■ **RECORDS FOR THIS EXERCISE**:

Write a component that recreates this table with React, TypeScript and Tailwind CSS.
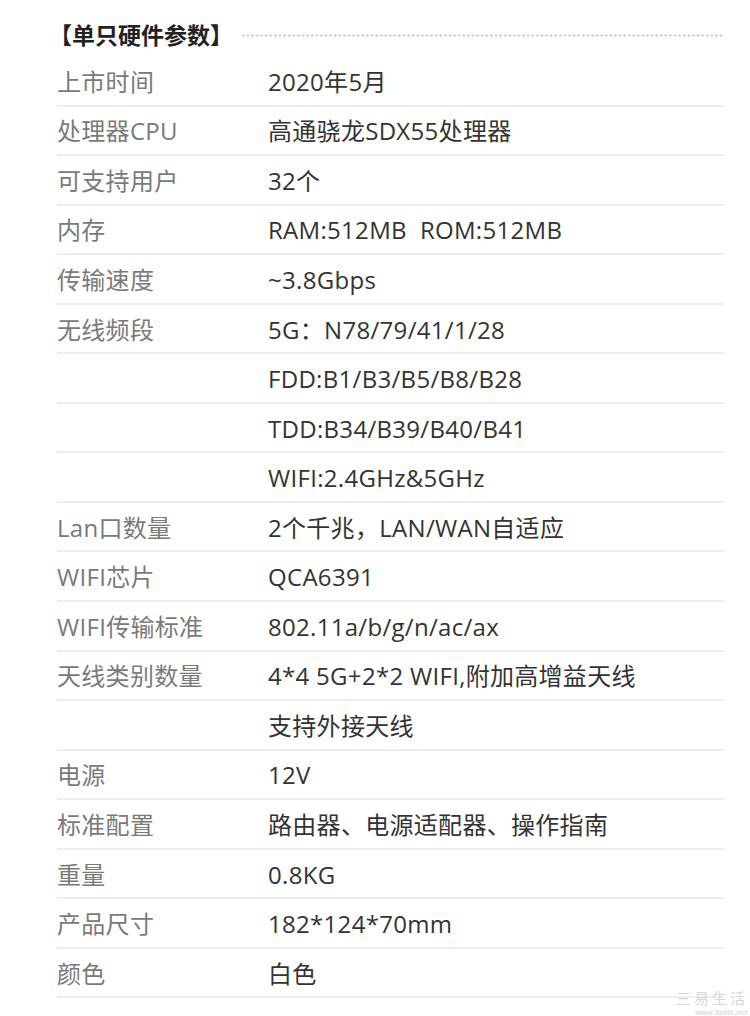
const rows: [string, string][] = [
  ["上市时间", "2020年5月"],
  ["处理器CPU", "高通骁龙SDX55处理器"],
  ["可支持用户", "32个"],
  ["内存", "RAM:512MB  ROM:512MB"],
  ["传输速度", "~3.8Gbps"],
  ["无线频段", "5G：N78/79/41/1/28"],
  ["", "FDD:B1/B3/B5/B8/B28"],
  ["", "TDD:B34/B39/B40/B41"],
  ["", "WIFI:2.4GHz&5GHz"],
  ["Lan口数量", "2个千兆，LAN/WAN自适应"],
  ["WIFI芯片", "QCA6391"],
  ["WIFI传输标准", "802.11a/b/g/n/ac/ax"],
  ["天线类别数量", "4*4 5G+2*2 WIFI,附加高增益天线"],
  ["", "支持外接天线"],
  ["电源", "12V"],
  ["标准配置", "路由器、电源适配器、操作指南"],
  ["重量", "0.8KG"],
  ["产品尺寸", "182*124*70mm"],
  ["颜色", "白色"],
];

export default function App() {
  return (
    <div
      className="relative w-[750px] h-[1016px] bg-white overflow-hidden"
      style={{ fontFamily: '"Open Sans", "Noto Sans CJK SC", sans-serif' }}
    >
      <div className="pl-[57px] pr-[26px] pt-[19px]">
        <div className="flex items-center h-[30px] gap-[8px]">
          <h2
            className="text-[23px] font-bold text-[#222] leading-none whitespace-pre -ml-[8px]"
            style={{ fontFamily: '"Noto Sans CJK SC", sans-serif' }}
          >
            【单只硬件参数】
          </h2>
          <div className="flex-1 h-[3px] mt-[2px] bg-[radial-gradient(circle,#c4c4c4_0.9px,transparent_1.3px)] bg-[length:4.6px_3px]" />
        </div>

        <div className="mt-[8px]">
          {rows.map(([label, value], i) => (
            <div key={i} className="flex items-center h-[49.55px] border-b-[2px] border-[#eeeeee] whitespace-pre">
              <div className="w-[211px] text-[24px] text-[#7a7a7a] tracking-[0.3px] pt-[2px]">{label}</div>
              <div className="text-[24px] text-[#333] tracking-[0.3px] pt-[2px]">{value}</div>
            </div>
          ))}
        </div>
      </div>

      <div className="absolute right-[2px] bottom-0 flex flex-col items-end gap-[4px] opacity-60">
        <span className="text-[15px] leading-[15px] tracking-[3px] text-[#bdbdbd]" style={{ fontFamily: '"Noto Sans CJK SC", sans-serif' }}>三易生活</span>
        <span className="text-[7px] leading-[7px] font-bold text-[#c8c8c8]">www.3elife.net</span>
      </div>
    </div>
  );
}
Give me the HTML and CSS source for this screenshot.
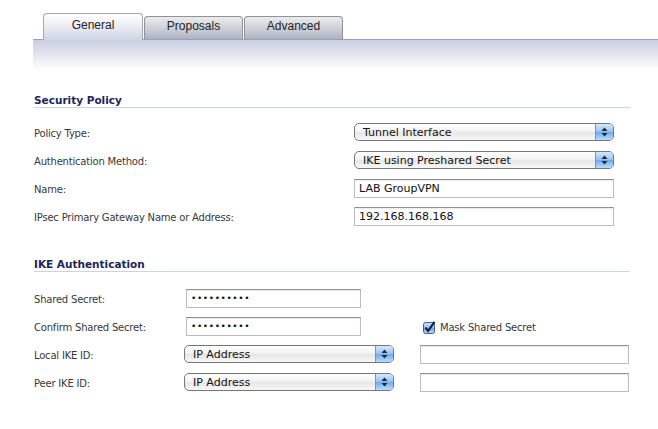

■ **EXERCISE DIRECTIONS**: Leave out the pictures and output every record above precisely as given.

■ **SOLUTION BELOW**:
Write a component that recreates this table with React, TypeScript and Tailwind CSS.
const rows: [string, string][] = [
  ["上市时间", "2020年5月"],
  ["处理器CPU", "高通骁龙SDX55处理器"],
  ["可支持用户", "32个"],
  ["内存", "RAM:512MB  ROM:512MB"],
  ["传输速度", "~3.8Gbps"],
  ["无线频段", "5G：N78/79/41/1/28"],
  ["", "FDD:B1/B3/B5/B8/B28"],
  ["", "TDD:B34/B39/B40/B41"],
  ["", "WIFI:2.4GHz&5GHz"],
  ["Lan口数量", "2个千兆，LAN/WAN自适应"],
  ["WIFI芯片", "QCA6391"],
  ["WIFI传输标准", "802.11a/b/g/n/ac/ax"],
  ["天线类别数量", "4*4 5G+2*2 WIFI,附加高增益天线"],
  ["", "支持外接天线"],
  ["电源", "12V"],
  ["标准配置", "路由器、电源适配器、操作指南"],
  ["重量", "0.8KG"],
  ["产品尺寸", "182*124*70mm"],
  ["颜色", "白色"],
];

export default function App() {
  return (
    <div
      className="relative w-[750px] h-[1016px] bg-white overflow-hidden"
      style={{ fontFamily: '"Open Sans", "Noto Sans CJK SC", sans-serif' }}
    >
      <div className="pl-[57px] pr-[26px] pt-[19px]">
        <div className="flex items-center h-[30px] gap-[8px]">
          <h2
            className="text-[23px] font-bold text-[#222] leading-none whitespace-pre -ml-[8px]"
            style={{ fontFamily: '"Noto Sans CJK SC", sans-serif' }}
          >
            【单只硬件参数】
          </h2>
          <div className="flex-1 h-[3px] mt-[2px] bg-[radial-gradient(circle,#c4c4c4_0.9px,transparent_1.3px)] bg-[length:4.6px_3px]" />
        </div>

        <div className="mt-[8px]">
          {rows.map(([label, value], i) => (
            <div key={i} className="flex items-center h-[49.55px] border-b-[2px] border-[#eeeeee] whitespace-pre">
              <div className="w-[211px] text-[24px] text-[#7a7a7a] tracking-[0.3px] pt-[2px]">{label}</div>
              <div className="text-[24px] text-[#333] tracking-[0.3px] pt-[2px]">{value}</div>
            </div>
          ))}
        </div>
      </div>

      <div className="absolute right-[2px] bottom-0 flex flex-col items-end gap-[4px] opacity-60">
        <span className="text-[15px] leading-[15px] tracking-[3px] text-[#bdbdbd]" style={{ fontFamily: '"Noto Sans CJK SC", sans-serif' }}>三易生活</span>
        <span className="text-[7px] leading-[7px] font-bold text-[#c8c8c8]">www.3elife.net</span>
      </div>
    </div>
  );
}
Give me the HTML and CSS source for this screenshot.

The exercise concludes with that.